Turns out the Kennedys only started supporting that particular program the following year. Someone should have fact-checked. The reason for the lie hasn't yet been offered by the Obama people, but it will probably be, "Oops, that's what Obama's dad told him. Guess he was wrong--keep in mind that Obama and his dad rarely saw each other." Or, "Obama's sleep-deprived." This is ranked a 7 because, while it's really not much of a lie and may just have been an accident, its intentions aren't fabulous, as it's trying (too hard) to link Obama and the mystique of Camelot.

The punishment: Having to endure Hillary supporters cackling online that this totally cancels out the Bosnia thing.

PERJURY 8: Hillary Clinton claiming that on 9/11, she was panicked because Chelsea was jogging near the World Trade Center.

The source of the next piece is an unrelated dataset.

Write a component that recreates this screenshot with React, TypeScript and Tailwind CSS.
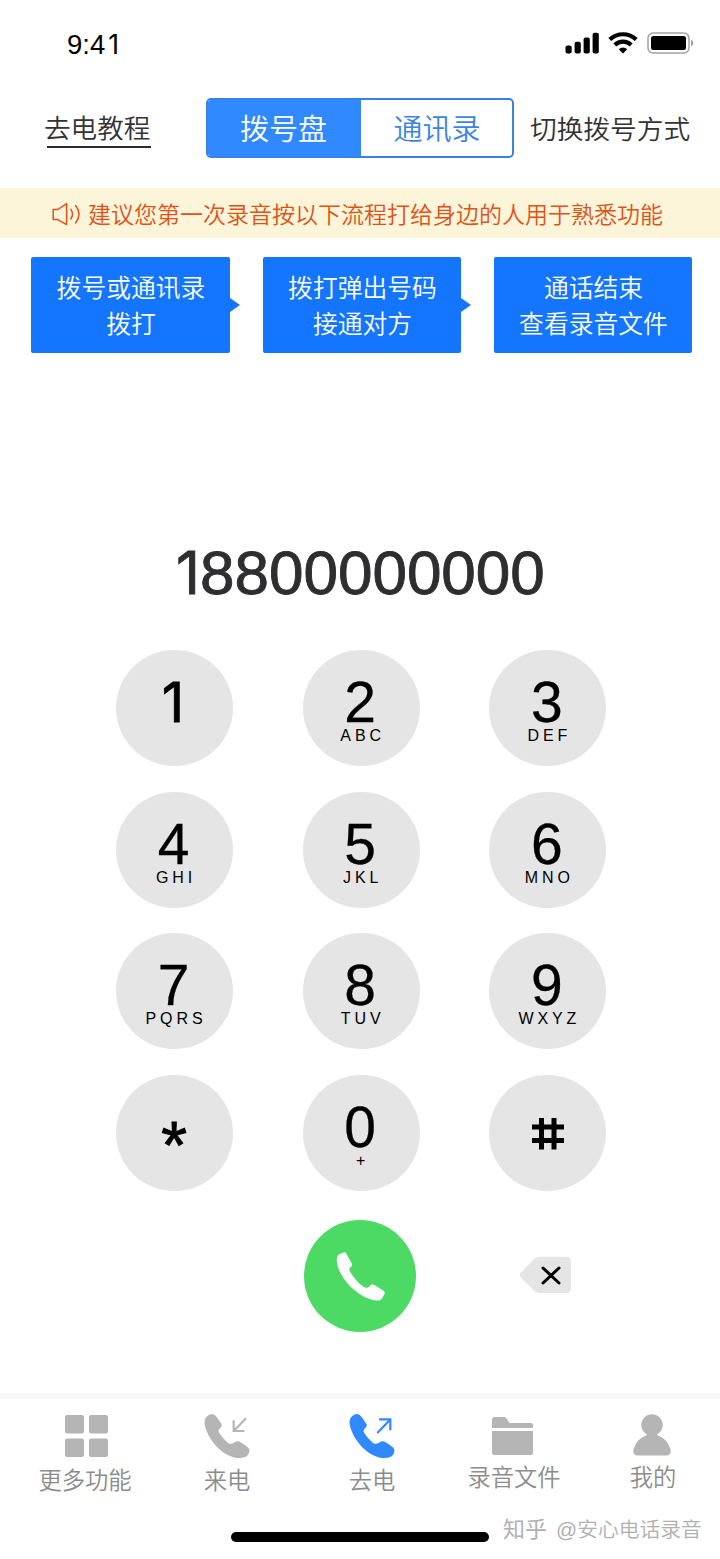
import React from 'react';

const keys = [
  { digit: '1', letters: '' },
  { digit: '2', letters: 'ABC' },
  { digit: '3', letters: 'DEF' },
  { digit: '4', letters: 'GHI' },
  { digit: '5', letters: 'JKL' },
  { digit: '6', letters: 'MNO' },
  { digit: '7', letters: 'PQRS' },
  { digit: '8', letters: 'TUV' },
  { digit: '9', letters: 'WXYZ' },
  { digit: '*', letters: '' },
  { digit: '0', letters: '+' },
  { digit: '#', letters: '' },
];

const steps = [
  { lines: ['拨号或通讯录', '拨打'], width: 'w-[199px]', arrow: true },
  { lines: ['拨打弹出号码', '接通对方'], width: 'w-[198px]', arrow: true },
  { lines: ['通话结束', '查看录音文件'], width: 'w-[198px]', arrow: false },
];

function StatusBar() {
  return (
    <div className="flex h-[88px] justify-between pl-[67px] pr-[26px]">
      <span className="mt-[26px] text-[27.5px] leading-9 text-black">
        9:4<span className="ml-[3px] font-['Inter'] text-[26.5px] font-normal">1</span>
      </span>
      <div className="mt-8 flex h-[22px] items-center">
        <svg className="h-[22px] w-[34px]" viewBox="0 0 34 22">
          <rect x="0.5" y="13.5" width="6.2" height="8" rx="2" />
          <rect x="9.6" y="9.8" width="6.2" height="11.7" rx="2" />
          <rect x="18.6" y="5.4" width="6.2" height="16.1" rx="2" />
          <rect x="27.6" y="0.8" width="6.2" height="20.7" rx="2" />
        </svg>
        <svg className="ml-[9px] h-[22px] w-[30px]" viewBox="0 0 30 22" fill="none" stroke="#000" strokeWidth="4.2">
          <path d="M1.8 7.6 A19 19 0 0 1 28.2 7.6" />
          <path d="M6.8 12.9 A12 12 0 0 1 23.2 12.9" />
          <path d="M15 21.5 L10.8 17.2 A6.2 6.2 0 0 1 19.2 17.2 Z" fill="#000" stroke="none" />
        </svg>
        <svg className="ml-[9px] h-[22px] w-[47px]" viewBox="0 0 47 22">
          <rect x="1" y="1" width="41" height="20" rx="5" fill="none" stroke="#a3a3a3" strokeWidth="1.5" />
          <rect x="4" y="4" width="35" height="14" rx="2.5" />
          <path d="M44 7.5 Q49 11 44 14.5 Z" fill="#a3a3a3" />
        </svg>
      </div>
    </div>
  );
}

function Header() {
  return (
    <div className="flex h-[100px] items-start pl-11">
      <a className="relative mt-5 w-[107px] whitespace-nowrap text-[26.6px] leading-[42px] text-[#333]">
        去电教程
        <span className="absolute bottom-0.5 left-[3px] right-0 h-0.5 bg-[#2b2b2b]" />
      </a>
      <div className="ml-[55px] mt-[10px] flex h-[60px] w-[308px] overflow-hidden rounded-[5px] border-2 border-[#3a83e6] text-[29px] leading-[61px]">
        <div className="-ml-0.5 -mt-0.5 h-[60px] w-[155px] bg-[#3189ff] pt-0.5 text-center text-white">拨号盘</div>
        <div className="flex-1 pl-px text-center text-[#3d85e0]">通讯录</div>
      </div>
      <span className="ml-4 mt-[21px] whitespace-nowrap text-[26.7px] leading-[42px] text-[#333]">切换拨号方式</span>
    </div>
  );
}

function Notice() {
  return (
    <div className="flex h-[50px] items-center bg-[#fcf5da] pl-[52px] text-[#e05216]">
      <svg className="mt-0.5 h-[24px] w-[29px]" viewBox="0 0 29 24" fill="none" stroke="currentColor" strokeWidth="1.5" strokeLinejoin="round" strokeLinecap="round">
        <path d="M1.2 7.5 H5.8 L14.6 1.6 V22.6 L5.8 17.6 H1.2 Z" />
        <path d="M18.8 7.4 Q22.2 12.2 18.8 17" />
        <path d="M23.6 3.5 Q30.4 12.2 23.6 21" />
      </svg>
      <span className="ml-[7px] whitespace-nowrap pt-[3px] text-[23px] leading-[50px]">
        建议您第一次录音按以下流程打给身边的人用于熟悉功能
      </span>
    </div>
  );
}

function Steps() {
  return (
    <div className="mt-[19px] flex justify-between pl-[31px] pr-7">
      {steps.map((step) => (
        <div
          key={step.lines[0]}
          className={`relative h-24 rounded-[2px] bg-[#1476ff] pt-[14px] text-center text-[24.8px] leading-9 text-white ${step.width}`}
        >
          {step.lines.map((line) => (
            <div key={line} className="pl-px">{line}</div>
          ))}
          {step.arrow && (
            <svg className="absolute -right-[10px] top-[41px] h-[14px] w-[11px]" viewBox="0 0 11 14" fill="#1476ff">
              <path d="M0 0 H1 L11 7 L1 14 H0 Z" />
            </svg>
          )}
        </div>
      ))}
    </div>
  );
}

function KeyFace({ digit, letters }: { digit: string; letters: string }) {
  if (digit === '*') {
    return <span className="mt-[30px] pr-px text-[66px] leading-[80px] [-webkit-text-stroke:1px_#000]">*</span>;
  }
  if (digit === '#') {
    return (
      <svg className="mt-[43px] h-8 w-8" viewBox="0 0 32 32" stroke="#000" strokeWidth="5" aria-label="#">
        <path d="M9.5 0 V31.5 M22 0 V31.5 M0 9 H32 M0 22.5 H32" />
      </svg>
    );
  }
  if (digit === '1') {
    return (
      <span className="mt-[30px] pr-[3px] font-['Inter'] text-[55px] font-normal leading-[44px] [-webkit-text-stroke:0.8px_#000]">1</span>
    );
  }
  return (
    <>
      <span className="mt-[30px] pr-0.5 text-[57px] leading-[44px] [-webkit-text-stroke:0.3px_#000]">{digit}</span>
      {letters && (
        <span className="mt-1 pl-[3px] text-[16px] leading-4 tracking-[3.9px]">{letters}</span>
      )}
    </>
  );
}

function Keypad() {
  return (
    <div className="ml-[116px] mt-[26px] grid w-[490px] grid-cols-3 gap-x-[70px] gap-y-[25.5px]">
      {keys.map((key) => (
        <div key={key.digit} className="flex h-[116px] w-[117px] flex-col items-center rounded-full bg-[#e5e5e5] text-black">
          <KeyFace {...key} />
        </div>
      ))}
    </div>
  );
}

function CallRow() {
  return (
    <div className="mt-[29.5px] flex h-28 items-center pl-[304px]">
      <div className="flex h-28 w-28 items-center justify-center rounded-full bg-[#4cd964]">
        <svg className="h-[54px] w-[55px]" viewBox="130 118 165 162" fill="#fff">
          <path d="M150 133 Q141 138 141 152 C144 200 200 262 255 272 Q270 274 276 268 L284 254 Q287 248 282 243 L254 226 Q247 222 243 226 L238 232 Q230 236 222 232 C205 220 190 203 180 184 Q177 178 183 172 Q190 168 186 161 L170 132 Q166 126 160 129 Z" />
        </svg>
      </div>
      <svg className="mb-0.5 ml-[103px] h-[38px] w-[53px]" viewBox="0 0 53 38">
        <path d="M1.5 17 L15 3 Q17.5 0.7 21 0.7 H47 Q52 0.7 52 5.7 V32 Q52 37 47 37 H21 Q17.5 37 15 34.5 L1.5 21 Q0 19 1.5 17 Z" fill="#e5e5e5" />
        <path d="M24 12 L40 27 M40 12 L24 27" stroke="#000" strokeWidth="3" strokeLinecap="round" />
      </svg>
    </div>
  );
}

const phone =
  'M622 93 Q612 100 614 118 C622 160 660 208 705 218 Q730 222 740 214 Q750 204 748 194 Q746 186 722 172 Q712 166 704 172 Q696 178 688 176 C676 168 662 152 656 140 Q654 136 660 130 Q668 124 664 116 L650 96 Q638 80 622 93 Z';

function PhoneIcon({ arrow }: { arrow: string }) {
  return (
    <svg className="h-[48px] w-[50px]" viewBox="606 81 150 144">
      <path d={phone} fill="currentColor" />
      <path d={arrow} fill="none" stroke="currentColor" strokeWidth="6.5" />
    </svg>
  );
}

function TabBar() {
  return (
    <div className="flex h-[119px] items-start pl-[38px] text-[23.3px] leading-8 text-[#8c8c8c]">
      <div className="flex w-[94px] flex-col items-center">
        <svg className="ml-0.5 mt-4 h-[42px] w-[43px]" viewBox="0 0 43 42" fill="#b5b5b5">
          <rect width="19" height="18.5" rx="2" />
          <rect x="24" width="19" height="18.5" rx="2" />
          <rect y="23.5" width="19" height="18.5" rx="2" />
          <rect x="24" y="23.5" width="19" height="18.5" rx="2" />
        </svg>
        <span className="mt-2 whitespace-nowrap">更多功能</span>
      </div>
      <div className="ml-[70px] flex w-[50px] flex-col items-center">
        <div className="mt-[13px] text-[#b5b5b5]">
          <PhoneIcon arrow="M738 100 L702 137 M701 106 V138 H733" />
        </div>
        <span className="mt-[5px] whitespace-nowrap">来电</span>
      </div>
      <div className="ml-[95px] flex w-[50px] flex-col items-center">
        <div className="mt-[13px] text-[#3189ff]">
          <PhoneIcon arrow="M697 144 L735 104 M702 103 H736 V136" />
        </div>
        <span className="mt-[5px] whitespace-nowrap">去电</span>
      </div>
      <div className="ml-[70px] flex w-[94px] flex-col items-center">
        <svg className="mr-[3px] mt-[18px] h-[38px] w-[41px]" viewBox="0 0 41 38" fill="#b5b5b5">
          <path d="M0 11 V2.5 Q0 0 2.5 0 H12 Q14 0 15 2 L17.5 6 H38.5 Q41 6 41 8.5 V11 Z" />
          <path d="M0 14 H41 V35.5 Q41 38 38.5 38 H2.5 Q0 38 0 35.5 Z" />
        </svg>
        <span className="mt-[7px] whitespace-nowrap">录音文件</span>
      </div>
      <div className="ml-[67px] flex w-[50px] flex-col items-center">
        <svg className="mr-0.5 mt-[15px] h-[42px] w-[38px]" viewBox="0 0 38 42" fill="#b5b5b5">
          <circle cx="19" cy="11" r="10.7" />
          <path d="M14 20 H24 Q24 21.5 26 22 Q34 25 37.5 35 Q39 41.5 33 41.5 H5 Q-1 41.5 0.5 35 Q4 25 12 22 Q14 21.5 14 20 Z" />
        </svg>
        <span className="mt-[6px] whitespace-nowrap">我的</span>
      </div>
    </div>
  );
}

export default function App() {
  return (
    <div className="flex h-[1559px] w-[720px] flex-col overflow-hidden bg-white font-['Liberation_Sans','Noto_Sans_CJK_SC',sans-serif] font-[350]">
      <StatusBar />
      <Header />
      <Notice />
      <Steps />

      {/* Dialed number */}
      <div className="ml-[176px] mt-[184px] flex h-[87px] whitespace-nowrap text-[62px] leading-[72px] text-[#2e2e30] [-webkit-text-stroke:0.9px_#2e2e30]">
        <span className="w-6 font-['Inter'] text-[59px] font-normal">1</span>
        <span>8800000000</span>
      </div>

      <Keypad />
      <CallRow />

      <div className="mt-[61px] h-1.5 bg-[#f7f7f7]" />
      <TabBar />

      {/* Home indicator and watermark */}
      <div className="flex h-10 items-start">
        <div className="ml-[231px] mt-[14px] h-[10px] w-[258px] rounded-full bg-black" />
        <div className="ml-[14px] flex h-6 items-center whitespace-nowrap text-[20.8px] leading-5 text-[#b0b0b0]">
          <span className="text-[22px] font-normal">知乎</span>
          <span className="ml-[9px]">@安心电话录音</span>
        </div>
      </div>
    </div>
  );
}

Turns out Chelsea was in Union Square. *gasp!* Let's see, when your only baby is in the general vicinity of a major national disaster, does the exact neighborhood really matter? It's all lower Manhattan. I remember being freaked out because my older sister and my best friend were in Massachusetts, and as far as I was concerned, that was the same general area too.

This only actually ranks on the perjury scale at all, once again, not because of content but because of intention. Bringing it up in this campaign links Hillary to 9/11 heroism, more subtly than Obama linking himself to the Kennedys but with no less devious intentions.

The punishment: Having to endure Obama supporters insisting online that this is CLEARLY another example in a long line of Hillary's duplicitousness.

PERJURY 9: Saying you shagged someone when you didn't.

This one could have potential damage to someone else's reputation--until they find out. And then, the howls of laughter and the, "You think I shagged WHO?" hurts no one but you.

The punishment: See above.

Perjury 10: I'm a natural redhead.

This lie doesn't hurt anyone, but it does help to maintain a certain desperate illusion that I'm clinging to right now, so leave me alone.

The punishment: My conception of reality.

Btw, I'm not taking on any lies Obama may or may not have told about Reverend Wright. It may be partisan, but I've just heard so many different stories that I don't know what to believe.

*It was actually 11 million, making this just a misspeaking. Occasionally, those do happen for reals.